Task goal: Say how many lines hold the string "index", and nothing more.

Dataset section:
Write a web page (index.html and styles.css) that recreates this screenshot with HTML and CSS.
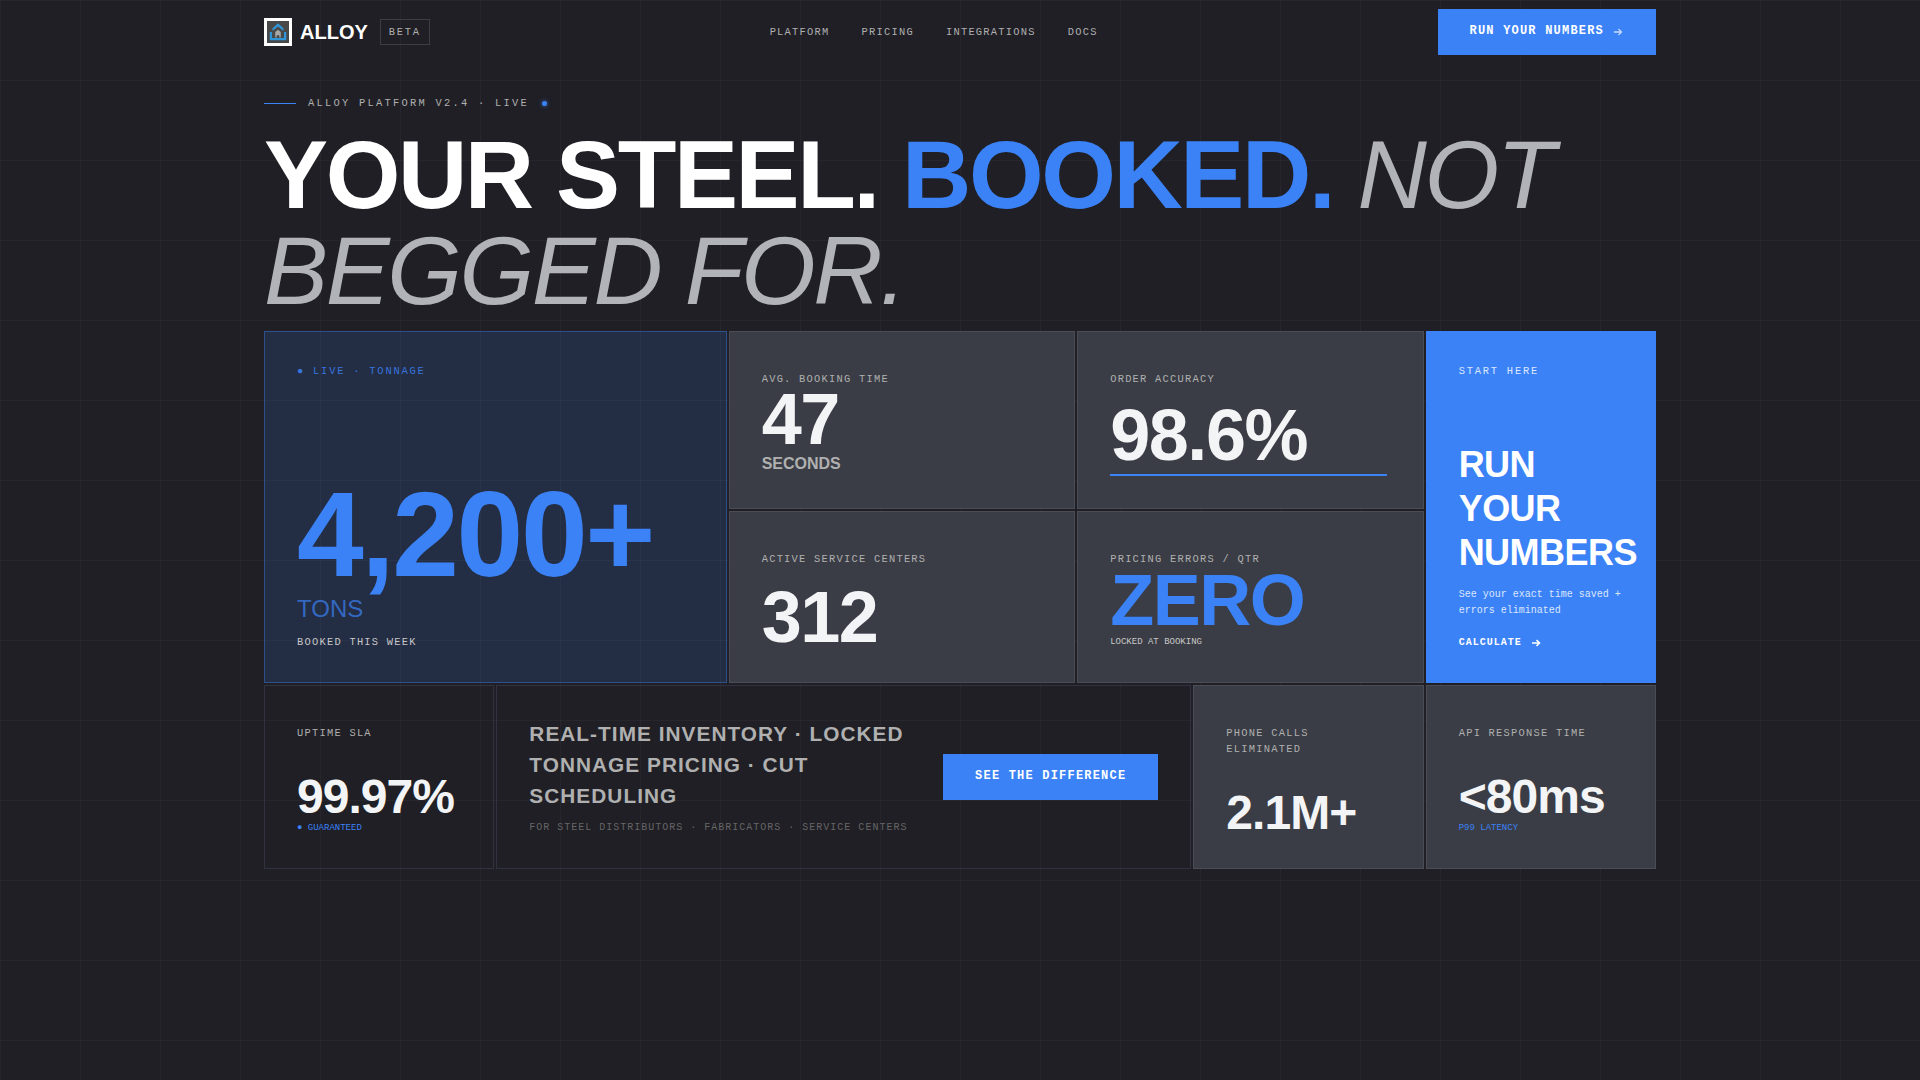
FILE: index.html
```html
<!DOCTYPE html>
<html lang="en">
<head>
    <meta charset="UTF-8">
    <meta name="viewport" content="width=device-width, initial-scale=1.0">
    <title>Alloy - Steel booking platform</title>
    <link rel="stylesheet" href="styles.css">
</head>
<body>
    <div class="container">
        <nav class="nav">
            <div class="brand">
                <span class="logo">
                    <svg viewBox="0 0 24 24" width="22" height="22">
                        <rect width="24" height="24" fill="#484848"/>
                        <path d="M12 2.500 18 8V11l-6-5-6 5V8z" fill="#2f95d6"/>
                        <path d="M9 18v-6l3-2.500 3 2.500v6h-1.600v-2.500h-2.800V18z" fill="#a8a8a8"/>
                        <path d="M3 12v9h18v-9h-2.500v6.500h-13V12z" fill="#2f95d6"/>
                    </svg>
                </span>
                <span class="brand-name">ALLOY</span>
                <span class="beta">BETA</span>
            </div>
            <div class="nav-links">
                <a href="#">PLATFORM</a>
                <a href="#">PRICING</a>
                <a href="#">INTEGRATIONS</a>
                <a href="#">DOCS</a>
            </div>
            <a href="#" class="btn">
                RUN YOUR NUMBERS
                <svg class="arrow" viewBox="0 0 12 12" width="12" height="12"><path d="M2 6h7.500M6.500 3 9.500 6 6.500 9" fill="none" stroke="currentColor" stroke-width="1.300"/></svg>
            </a>
        </nav>

        <div class="eyebrow">
            <span class="eyebrow-line"></span>
            <span>ALLOY PLATFORM V2.4 · LIVE</span>
            <span class="live-dot"></span>
        </div>

        <h1 class="headline">YOUR STEEL. <span class="accent">BOOKED.</span> <em>NOT BEGGED FOR.</em></h1>

        <div class="top-grid">
            <section class="card hero-card">
                <div class="small-label accent">● LIVE · TONNAGE</div>
                <div>
                    <div class="hero-value">4,200+</div>
                    <div class="hero-unit">TONS</div>
                    <div class="hero-note">BOOKED THIS WEEK</div>
                </div>
            </section>

            <div class="stat-grid">
                <section class="card stat">
                    <div class="label">AVG. BOOKING TIME</div>
                    <div class="value lead">47</div>
                    <div class="value-unit">SECONDS</div>
                </section>
                <section class="card stat">
                    <div class="label">ORDER ACCURACY</div>
                    <div class="value push">98.6%</div>
                    <div class="value-bar"></div>
                </section>
                <section class="card stat">
                    <div class="label">ACTIVE SERVICE CENTERS</div>
                    <div class="value push">312</div>
                </section>
                <section class="card stat">
                    <div class="label">PRICING ERRORS / QTR</div>
                    <div class="value accent">ZERO</div>
                    <div class="tiny">LOCKED AT BOOKING</div>
                </section>
            </div>

            <section class="card cta-card">
                <div class="small-label">START HERE</div>
                <div>
                    <h2 class="cta-title">RUN YOUR NUMBERS</h2>
                    <p class="cta-text">See your exact time saved + errors eliminated</p>
                    <a href="#" class="cta-link">
                        CALCULATE
                        <svg class="arrow" viewBox="0 0 12 12" width="12" height="12"><path d="M2 6h7.500M6.500 3 9.500 6 6.500 9" fill="none" stroke="currentColor" stroke-width="1.600"/></svg>
                    </a>
                </div>
            </section>
        </div>

        <div class="bottom-grid">
            <section class="card small dark">
                <div class="label">UPTIME SLA</div>
                <div class="small-value">99.97%</div>
                <div class="tiny accent">● GUARANTEED</div>
            </section>

            <section class="card dark promo">
                <div class="promo-copy">
                    <div class="promo-title">REAL-TIME INVENTORY · LOCKED TONNAGE PRICING · CUT SCHEDULING</div>
                    <div class="promo-sub">FOR STEEL DISTRIBUTORS · FABRICATORS · SERVICE CENTERS</div>
                </div>
                <a href="#" class="btn">SEE THE DIFFERENCE</a>
            </section>

            <section class="card small">
                <div class="label">PHONE CALLS ELIMINATED</div>
                <div class="small-value">2.1M+</div>
            </section>

            <section class="card small">
                <div class="label">API RESPONSE TIME</div>
                <div class="small-value">&lt;80ms</div>
                <div class="tiny accent">P99 LATENCY</div>
            </section>
        </div>
    </div>
</body>
</html>
```

FILE: styles.css
```css
* {
    box-sizing: border-box;
}
body {
    margin: 0;
    min-height: 1080px;
    font-family: "Liberation Sans", Arial, sans-serif;
    line-height: 1.6;
    color: #f3f4f6;
    background-color: #1f1f25;
    background-image:
        linear-gradient(rgba(255,255,255,0.03) 1px, transparent 1px),
        linear-gradient(90deg, rgba(255,255,255,0.03) 1px, transparent 1px);
    background-size: 80px 80px;
}
a {
    color: inherit;
    text-decoration: none;
}
.container {
    width: 1392px;
    margin: 0 auto;
}
.accent {
    color: #3b82f6;
}

/* nav */
.nav {
    display: flex;
    justify-content: space-between;
    align-items: center;
    height: 64px;
}
.brand {
    display: flex;
    align-items: center;
}
.logo {
    display: block;
    width: 28px;
    height: 28px;
    border: 3px solid #fff;
}
.logo svg {
    display: block;
}
.brand-name {
    margin-left: 8px;
    font-size: 20px;
    font-weight: 700;
    line-height: 1;
    color: #fff;
}
.beta {
    margin-left: 12px;
    padding: 4px 8px;
    border: 1px solid #3a3d45;
    font-family: "Liberation Mono", monospace;
    font-size: 10.4px;
    letter-spacing: 1.76px;
    color: #b0b0b0;
}
.nav-links {
    display: flex;
    gap: 32px;
    font-family: "Liberation Mono", monospace;
    font-size: 10.4px;
    letter-spacing: 1.25px;
    color: #b0b0b0;
}
.btn {
    display: inline-flex;
    align-items: center;
    flex-shrink: 0;
    gap: 8px;
    height: 46px;
    padding: 0 32px;
    background-color: #3b82f6;
    font-family: "Liberation Mono", monospace;
    font-size: 12px;
    font-weight: 700;
    letter-spacing: 1.2px;
    color: #fff;
}
.btn .arrow {
    opacity: 0.7;
}

/* headline */
.eyebrow {
    display: flex;
    align-items: center;
    margin-top: 31px;
    font-family: "Liberation Mono", monospace;
    font-size: 10.4px;
    line-height: 16px;
    letter-spacing: 2.26px;
    color: #b0b0b0;
}
.eyebrow-line {
    width: 32px;
    height: 1px;
    margin-right: 12px;
    background-color: #3b82f6;
}
.live-dot {
    width: 5px;
    height: 5px;
    margin-left: 13px;
    border-radius: 50%;
    background-color: #3b82f6;
    box-shadow: 0 0 4px rgba(59,130,246,0.8);
}
.headline {
    margin: 16px 0 12px;
    font-size: 96px;
    font-weight: 700;
    line-height: 1;
    letter-spacing: -2.4px;
    color: #fff;
}
.headline em {
    font-weight: 400;
    color: #b2b3b8;
}

/* cards */
.top-grid {
    display: grid;
    grid-template-columns: repeat(6, 1fr);
    grid-template-rows: 352px;
    gap: 2px;
}
.bottom-grid {
    display: grid;
    grid-template-columns: repeat(6, 1fr);
    gap: 2px;
    margin-top: 2px;
}
.card {
    display: flex;
    flex-direction: column;
    min-width: 0;
    padding: 32px;
    border: 1px solid #4a4d55;
    background-color: #3a3d45;
}
.dark {
    border-color: #30333f;
    background-color: transparent;
}
.label,
.small-label {
    font-family: "Liberation Mono", monospace;
    font-size: 10.4px;
    line-height: 16px;
    letter-spacing: 1.25px;
    color: #b0b0b0;
}
.small-label {
    letter-spacing: 1.8px;
}
.small-label.accent {
    color: #3b82f6;
    opacity: 0.85;
}
.tiny {
    font-family: "Liberation Mono", monospace;
    font-size: 9px;
    color: #c8c8c8;
}
.tiny.accent {
    color: #3b82f6;
}

.hero-card {
    grid-column: span 2;
    justify-content: space-between;
    padding-top: 31px;
    padding-bottom: 31px;
    border-color: rgba(59,130,246,0.4);
    background-color: rgba(59,130,246,0.15);
}
.hero-value {
    margin-bottom: 2px;
    font-size: 120px;
    font-weight: 700;
    line-height: 0.9;
    letter-spacing: -2.4px;
    color: #3b82f6;
}
.hero-unit {
    font-size: 24px;
    color: #3b82f6;
    opacity: 0.7;
}
.hero-note {
    margin-top: 6px;
    font-family: "Liberation Mono", monospace;
    font-size: 10.4px;
    letter-spacing: 1.25px;
    color: #c8c8c8;
}

.stat-grid {
    grid-column: span 3;
    display: grid;
    grid-template-columns: 1fr 1fr;
    grid-template-rows: 178px 172px;
    gap: 2px;
    min-width: 0;
}
.stat {
    padding-top: 39px;
    padding-bottom: 31px;
}
.value {
    margin-top: -1.5px;
    font-size: 72px;
    font-weight: 700;
    line-height: 0.95;
    letter-spacing: -1.44px;
}
.lead {
    margin-top: -2.5px;
}
.push {
    margin-top: auto;
}
.value-unit {
    margin-top: 1px;
    font-size: 16px;
    font-weight: 700;
    line-height: 1.2;
    color: #b0b0b0;
}
.value-bar {
    width: 277px;
    height: 2px;
    margin-top: 5px;
    margin-bottom: 1px;
    background-color: #3b82f6;
}
.stat .tiny {
    margin-top: 1px;
}

.cta-card {
    justify-content: space-between;
    border: none;
    padding: 32px 32px 32px 33px;
    background-color: #3b82f6;
}
.cta-card .small-label {
    color: #dbe7fd;
}
.cta-title {
    margin: 0 0 12px;
    font-size: 36px;
    font-weight: 700;
    line-height: 44px;
    letter-spacing: -0.54px;
    color: #fff;
}
.cta-text {
    margin: 0 0 16px;
    font-family: "Liberation Mono", monospace;
    font-size: 10px;
    color: #dbe7fd;
}
.cta-link {
    display: flex;
    align-items: center;
    gap: 8px;
    font-family: "Liberation Mono", monospace;
    font-size: 10px;
    font-weight: 700;
    letter-spacing: 1px;
    color: #fff;
}

.small {
    padding-top: 39px;
    padding-bottom: 29px;
}
.small .label {
    margin-bottom: 31.5px;
}
.small-value {
    font-size: 48px;
    font-weight: 700;
    line-height: 1;
    letter-spacing: -0.96px;
}
.promo {
    grid-column: span 3;
    flex-direction: row;
    align-items: center;
    gap: 32px;
}
.promo-copy {
    flex: 1;
}
.promo-title {
    font-size: 20.8px;
    font-weight: 700;
    line-height: 1.5;
    letter-spacing: 1.04px;
    color: #b0b0b0;
}
.promo-sub {
    margin-top: 8px;
    font-family: "Liberation Mono", monospace;
    font-size: 10px;
    letter-spacing: 1px;
    color: #666;
}
```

Result of this task: 2